__Task directions__:
Your task is to repeat the lines below exactly, excluding any pictures they contain.

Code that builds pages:

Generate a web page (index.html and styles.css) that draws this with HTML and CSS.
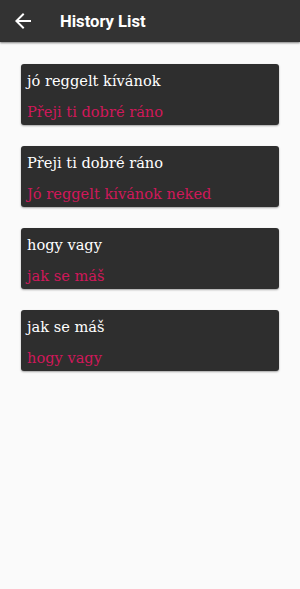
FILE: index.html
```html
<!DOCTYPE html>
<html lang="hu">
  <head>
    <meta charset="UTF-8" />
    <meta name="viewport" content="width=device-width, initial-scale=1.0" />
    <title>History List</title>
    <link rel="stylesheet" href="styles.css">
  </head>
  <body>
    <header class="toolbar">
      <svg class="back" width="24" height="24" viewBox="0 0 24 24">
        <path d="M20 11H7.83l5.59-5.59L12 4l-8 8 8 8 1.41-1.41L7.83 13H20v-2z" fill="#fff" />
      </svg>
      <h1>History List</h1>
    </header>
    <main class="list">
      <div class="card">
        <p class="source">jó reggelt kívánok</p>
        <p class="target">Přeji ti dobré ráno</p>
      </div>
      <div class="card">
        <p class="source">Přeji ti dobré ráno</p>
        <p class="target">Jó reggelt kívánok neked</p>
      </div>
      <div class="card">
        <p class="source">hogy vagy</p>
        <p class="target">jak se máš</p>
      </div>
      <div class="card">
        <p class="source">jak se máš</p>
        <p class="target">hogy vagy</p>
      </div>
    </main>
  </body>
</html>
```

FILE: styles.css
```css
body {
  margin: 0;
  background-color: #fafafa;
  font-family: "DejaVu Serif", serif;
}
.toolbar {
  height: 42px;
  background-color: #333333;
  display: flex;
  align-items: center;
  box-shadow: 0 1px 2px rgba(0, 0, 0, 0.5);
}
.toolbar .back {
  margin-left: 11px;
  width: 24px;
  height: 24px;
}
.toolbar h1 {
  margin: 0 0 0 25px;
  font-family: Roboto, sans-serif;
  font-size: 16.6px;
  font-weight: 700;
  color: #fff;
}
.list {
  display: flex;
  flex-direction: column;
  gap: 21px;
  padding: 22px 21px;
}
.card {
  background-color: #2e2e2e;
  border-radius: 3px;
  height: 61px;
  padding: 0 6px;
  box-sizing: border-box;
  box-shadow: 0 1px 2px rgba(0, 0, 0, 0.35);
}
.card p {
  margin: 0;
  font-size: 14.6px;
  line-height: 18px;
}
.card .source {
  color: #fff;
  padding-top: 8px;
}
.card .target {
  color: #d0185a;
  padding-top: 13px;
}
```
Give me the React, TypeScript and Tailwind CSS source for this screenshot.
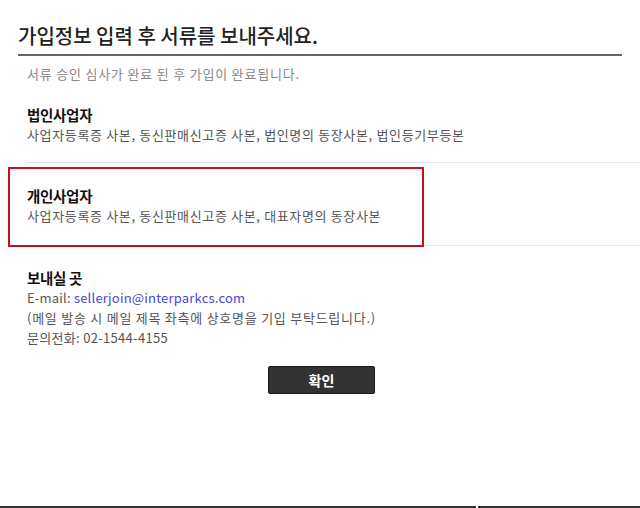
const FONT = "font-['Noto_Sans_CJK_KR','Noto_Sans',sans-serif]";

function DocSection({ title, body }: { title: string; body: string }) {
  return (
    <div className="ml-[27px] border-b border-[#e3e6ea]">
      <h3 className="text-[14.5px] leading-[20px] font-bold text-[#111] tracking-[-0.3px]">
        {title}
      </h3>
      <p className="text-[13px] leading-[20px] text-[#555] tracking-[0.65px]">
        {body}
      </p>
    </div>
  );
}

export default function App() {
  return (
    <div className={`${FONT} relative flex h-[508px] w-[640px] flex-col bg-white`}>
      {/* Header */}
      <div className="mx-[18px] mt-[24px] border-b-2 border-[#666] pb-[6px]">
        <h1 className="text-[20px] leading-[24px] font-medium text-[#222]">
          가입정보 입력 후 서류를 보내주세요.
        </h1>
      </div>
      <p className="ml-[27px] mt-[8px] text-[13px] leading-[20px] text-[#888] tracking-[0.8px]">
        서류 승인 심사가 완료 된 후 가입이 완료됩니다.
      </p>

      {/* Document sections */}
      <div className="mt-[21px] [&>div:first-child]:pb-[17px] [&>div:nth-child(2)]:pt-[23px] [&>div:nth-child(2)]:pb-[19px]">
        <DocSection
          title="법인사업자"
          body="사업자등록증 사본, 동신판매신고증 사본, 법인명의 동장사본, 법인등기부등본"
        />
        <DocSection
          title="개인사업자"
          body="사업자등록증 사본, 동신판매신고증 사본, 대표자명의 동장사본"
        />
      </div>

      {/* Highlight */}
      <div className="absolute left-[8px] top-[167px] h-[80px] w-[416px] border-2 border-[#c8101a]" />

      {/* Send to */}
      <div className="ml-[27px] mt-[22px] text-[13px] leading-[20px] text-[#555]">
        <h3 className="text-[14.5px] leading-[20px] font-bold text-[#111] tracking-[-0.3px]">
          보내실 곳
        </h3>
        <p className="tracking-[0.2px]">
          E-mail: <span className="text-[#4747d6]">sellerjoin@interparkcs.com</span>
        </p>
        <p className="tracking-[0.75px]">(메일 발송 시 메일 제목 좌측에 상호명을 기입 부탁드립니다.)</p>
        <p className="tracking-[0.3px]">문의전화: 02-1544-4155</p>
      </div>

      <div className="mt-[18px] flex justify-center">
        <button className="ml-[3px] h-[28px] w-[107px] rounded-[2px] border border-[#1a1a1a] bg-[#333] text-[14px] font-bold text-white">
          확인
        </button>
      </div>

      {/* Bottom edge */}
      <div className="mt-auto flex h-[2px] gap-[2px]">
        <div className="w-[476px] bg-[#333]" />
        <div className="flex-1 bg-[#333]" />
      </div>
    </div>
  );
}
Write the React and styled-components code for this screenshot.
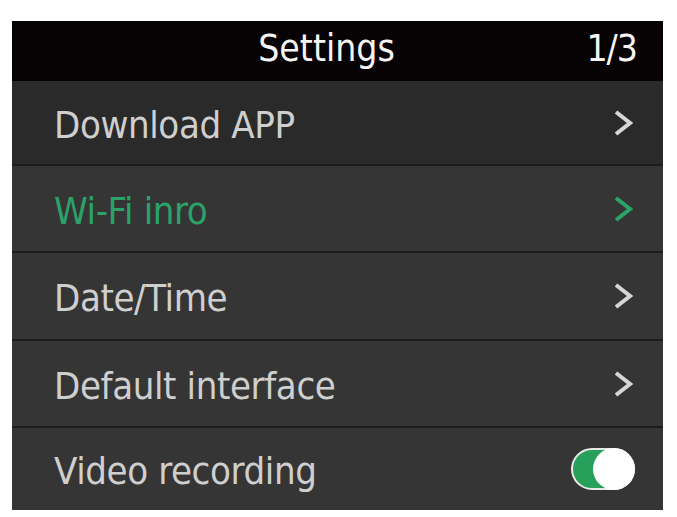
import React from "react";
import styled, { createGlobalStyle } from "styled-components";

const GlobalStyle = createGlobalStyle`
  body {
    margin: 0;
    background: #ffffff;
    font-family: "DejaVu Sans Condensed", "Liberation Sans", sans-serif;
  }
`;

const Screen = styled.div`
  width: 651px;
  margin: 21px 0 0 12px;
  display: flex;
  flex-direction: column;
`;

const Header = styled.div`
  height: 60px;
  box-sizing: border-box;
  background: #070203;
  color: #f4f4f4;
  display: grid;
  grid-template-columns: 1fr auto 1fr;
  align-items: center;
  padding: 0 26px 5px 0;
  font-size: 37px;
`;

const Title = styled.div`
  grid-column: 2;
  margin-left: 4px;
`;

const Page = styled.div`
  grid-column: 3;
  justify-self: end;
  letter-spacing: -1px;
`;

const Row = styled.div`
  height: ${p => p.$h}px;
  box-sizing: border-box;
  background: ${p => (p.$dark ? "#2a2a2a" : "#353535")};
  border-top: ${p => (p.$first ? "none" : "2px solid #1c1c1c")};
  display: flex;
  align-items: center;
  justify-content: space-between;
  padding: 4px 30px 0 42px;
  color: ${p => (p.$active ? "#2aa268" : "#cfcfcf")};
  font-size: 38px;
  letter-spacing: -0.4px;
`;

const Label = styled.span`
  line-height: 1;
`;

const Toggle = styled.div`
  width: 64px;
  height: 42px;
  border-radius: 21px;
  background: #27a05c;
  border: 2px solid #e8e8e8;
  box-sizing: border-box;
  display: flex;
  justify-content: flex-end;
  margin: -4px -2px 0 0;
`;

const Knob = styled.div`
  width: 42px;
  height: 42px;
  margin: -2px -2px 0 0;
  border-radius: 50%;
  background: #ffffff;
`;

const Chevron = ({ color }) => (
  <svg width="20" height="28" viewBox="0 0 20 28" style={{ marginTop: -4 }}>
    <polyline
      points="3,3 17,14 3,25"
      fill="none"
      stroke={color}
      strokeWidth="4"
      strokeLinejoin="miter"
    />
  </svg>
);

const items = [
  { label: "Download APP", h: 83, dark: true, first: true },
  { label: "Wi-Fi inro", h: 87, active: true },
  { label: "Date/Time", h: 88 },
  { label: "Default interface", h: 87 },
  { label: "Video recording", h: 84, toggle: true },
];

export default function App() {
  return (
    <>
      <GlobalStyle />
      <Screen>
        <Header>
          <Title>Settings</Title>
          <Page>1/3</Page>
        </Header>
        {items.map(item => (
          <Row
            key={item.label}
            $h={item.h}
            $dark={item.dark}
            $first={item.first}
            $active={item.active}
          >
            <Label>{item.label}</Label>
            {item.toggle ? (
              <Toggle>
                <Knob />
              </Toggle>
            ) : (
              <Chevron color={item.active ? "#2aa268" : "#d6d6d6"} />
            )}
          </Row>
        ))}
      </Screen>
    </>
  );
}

__Complete response__:
Generate a web page (index.html and styles.css) that draws this with HTML and CSS.
FILE: index.html
```html
<!DOCTYPE html>
<html lang="hu">
  <head>
    <meta charset="UTF-8" />
    <meta name="viewport" content="width=device-width, initial-scale=1.0" />
    <title>History List</title>
    <link rel="stylesheet" href="styles.css">
  </head>
  <body>
    <header class="toolbar">
      <svg class="back" width="24" height="24" viewBox="0 0 24 24">
        <path d="M20 11H7.83l5.59-5.59L12 4l-8 8 8 8 1.41-1.41L7.83 13H20v-2z" fill="#fff" />
      </svg>
      <h1>History List</h1>
    </header>
    <main class="list">
      <div class="card">
        <p class="source">jó reggelt kívánok</p>
        <p class="target">Přeji ti dobré ráno</p>
      </div>
      <div class="card">
        <p class="source">Přeji ti dobré ráno</p>
        <p class="target">Jó reggelt kívánok neked</p>
      </div>
      <div class="card">
        <p class="source">hogy vagy</p>
        <p class="target">jak se máš</p>
      </div>
      <div class="card">
        <p class="source">jak se máš</p>
        <p class="target">hogy vagy</p>
      </div>
    </main>
  </body>
</html>
```

FILE: styles.css
```css
body {
  margin: 0;
  background-color: #fafafa;
  font-family: "DejaVu Serif", serif;
}
.toolbar {
  height: 42px;
  background-color: #333333;
  display: flex;
  align-items: center;
  box-shadow: 0 1px 2px rgba(0, 0, 0, 0.5);
}
.toolbar .back {
  margin-left: 11px;
  width: 24px;
  height: 24px;
}
.toolbar h1 {
  margin: 0 0 0 25px;
  font-family: Roboto, sans-serif;
  font-size: 16.6px;
  font-weight: 700;
  color: #fff;
}
.list {
  display: flex;
  flex-direction: column;
  gap: 21px;
  padding: 22px 21px;
}
.card {
  background-color: #2e2e2e;
  border-radius: 3px;
  height: 61px;
  padding: 0 6px;
  box-sizing: border-box;
  box-shadow: 0 1px 2px rgba(0, 0, 0, 0.35);
}
.card p {
  margin: 0;
  font-size: 14.6px;
  line-height: 18px;
}
.card .source {
  color: #fff;
  padding-top: 8px;
}
.card .target {
  color: #d0185a;
  padding-top: 13px;
}
```
Give me the React, TypeScript and Tailwind CSS source for this screenshot.
const FONT = "font-['Noto_Sans_CJK_KR','Noto_Sans',sans-serif]";

function DocSection({ title, body }: { title: string; body: string }) {
  return (
    <div className="ml-[27px] border-b border-[#e3e6ea]">
      <h3 className="text-[14.5px] leading-[20px] font-bold text-[#111] tracking-[-0.3px]">
        {title}
      </h3>
      <p className="text-[13px] leading-[20px] text-[#555] tracking-[0.65px]">
        {body}
      </p>
    </div>
  );
}

export default function App() {
  return (
    <div className={`${FONT} relative flex h-[508px] w-[640px] flex-col bg-white`}>
      {/* Header */}
      <div className="mx-[18px] mt-[24px] border-b-2 border-[#666] pb-[6px]">
        <h1 className="text-[20px] leading-[24px] font-medium text-[#222]">
          가입정보 입력 후 서류를 보내주세요.
        </h1>
      </div>
      <p className="ml-[27px] mt-[8px] text-[13px] leading-[20px] text-[#888] tracking-[0.8px]">
        서류 승인 심사가 완료 된 후 가입이 완료됩니다.
      </p>

      {/* Document sections */}
      <div className="mt-[21px] [&>div:first-child]:pb-[17px] [&>div:nth-child(2)]:pt-[23px] [&>div:nth-child(2)]:pb-[19px]">
        <DocSection
          title="법인사업자"
          body="사업자등록증 사본, 동신판매신고증 사본, 법인명의 동장사본, 법인등기부등본"
        />
        <DocSection
          title="개인사업자"
          body="사업자등록증 사본, 동신판매신고증 사본, 대표자명의 동장사본"
        />
      </div>

      {/* Highlight */}
      <div className="absolute left-[8px] top-[167px] h-[80px] w-[416px] border-2 border-[#c8101a]" />

      {/* Send to */}
      <div className="ml-[27px] mt-[22px] text-[13px] leading-[20px] text-[#555]">
        <h3 className="text-[14.5px] leading-[20px] font-bold text-[#111] tracking-[-0.3px]">
          보내실 곳
        </h3>
        <p className="tracking-[0.2px]">
          E-mail: <span className="text-[#4747d6]">sellerjoin@interparkcs.com</span>
        </p>
        <p className="tracking-[0.75px]">(메일 발송 시 메일 제목 좌측에 상호명을 기입 부탁드립니다.)</p>
        <p className="tracking-[0.3px]">문의전화: 02-1544-4155</p>
      </div>

      <div className="mt-[18px] flex justify-center">
        <button className="ml-[3px] h-[28px] w-[107px] rounded-[2px] border border-[#1a1a1a] bg-[#333] text-[14px] font-bold text-white">
          확인
        </button>
      </div>

      {/* Bottom edge */}
      <div className="mt-auto flex h-[2px] gap-[2px]">
        <div className="w-[476px] bg-[#333]" />
        <div className="flex-1 bg-[#333]" />
      </div>
    </div>
  );
}
Write the React and styled-components code for this screenshot.
import React from "react";
import styled, { createGlobalStyle } from "styled-components";

const GlobalStyle = createGlobalStyle`
  body {
    margin: 0;
    background: #ffffff;
    font-family: "DejaVu Sans Condensed", "Liberation Sans", sans-serif;
  }
`;

const Screen = styled.div`
  width: 651px;
  margin: 21px 0 0 12px;
  display: flex;
  flex-direction: column;
`;

const Header = styled.div`
  height: 60px;
  box-sizing: border-box;
  background: #070203;
  color: #f4f4f4;
  display: grid;
  grid-template-columns: 1fr auto 1fr;
  align-items: center;
  padding: 0 26px 5px 0;
  font-size: 37px;
`;

const Title = styled.div`
  grid-column: 2;
  margin-left: 4px;
`;

const Page = styled.div`
  grid-column: 3;
  justify-self: end;
  letter-spacing: -1px;
`;

const Row = styled.div`
  height: ${p => p.$h}px;
  box-sizing: border-box;
  background: ${p => (p.$dark ? "#2a2a2a" : "#353535")};
  border-top: ${p => (p.$first ? "none" : "2px solid #1c1c1c")};
  display: flex;
  align-items: center;
  justify-content: space-between;
  padding: 4px 30px 0 42px;
  color: ${p => (p.$active ? "#2aa268" : "#cfcfcf")};
  font-size: 38px;
  letter-spacing: -0.4px;
`;

const Label = styled.span`
  line-height: 1;
`;

const Toggle = styled.div`
  width: 64px;
  height: 42px;
  border-radius: 21px;
  background: #27a05c;
  border: 2px solid #e8e8e8;
  box-sizing: border-box;
  display: flex;
  justify-content: flex-end;
  margin: -4px -2px 0 0;
`;

const Knob = styled.div`
  width: 42px;
  height: 42px;
  margin: -2px -2px 0 0;
  border-radius: 50%;
  background: #ffffff;
`;

const Chevron = ({ color }) => (
  <svg width="20" height="28" viewBox="0 0 20 28" style={{ marginTop: -4 }}>
    <polyline
      points="3,3 17,14 3,25"
      fill="none"
      stroke={color}
      strokeWidth="4"
      strokeLinejoin="miter"
    />
  </svg>
);

const items = [
  { label: "Download APP", h: 83, dark: true, first: true },
  { label: "Wi-Fi inro", h: 87, active: true },
  { label: "Date/Time", h: 88 },
  { label: "Default interface", h: 87 },
  { label: "Video recording", h: 84, toggle: true },
];

export default function App() {
  return (
    <>
      <GlobalStyle />
      <Screen>
        <Header>
          <Title>Settings</Title>
          <Page>1/3</Page>
        </Header>
        {items.map(item => (
          <Row
            key={item.label}
            $h={item.h}
            $dark={item.dark}
            $first={item.first}
            $active={item.active}
          >
            <Label>{item.label}</Label>
            {item.toggle ? (
              <Toggle>
                <Knob />
              </Toggle>
            ) : (
              <Chevron color={item.active ? "#2aa268" : "#d6d6d6"} />
            )}
          </Row>
        ))}
      </Screen>
    </>
  );
}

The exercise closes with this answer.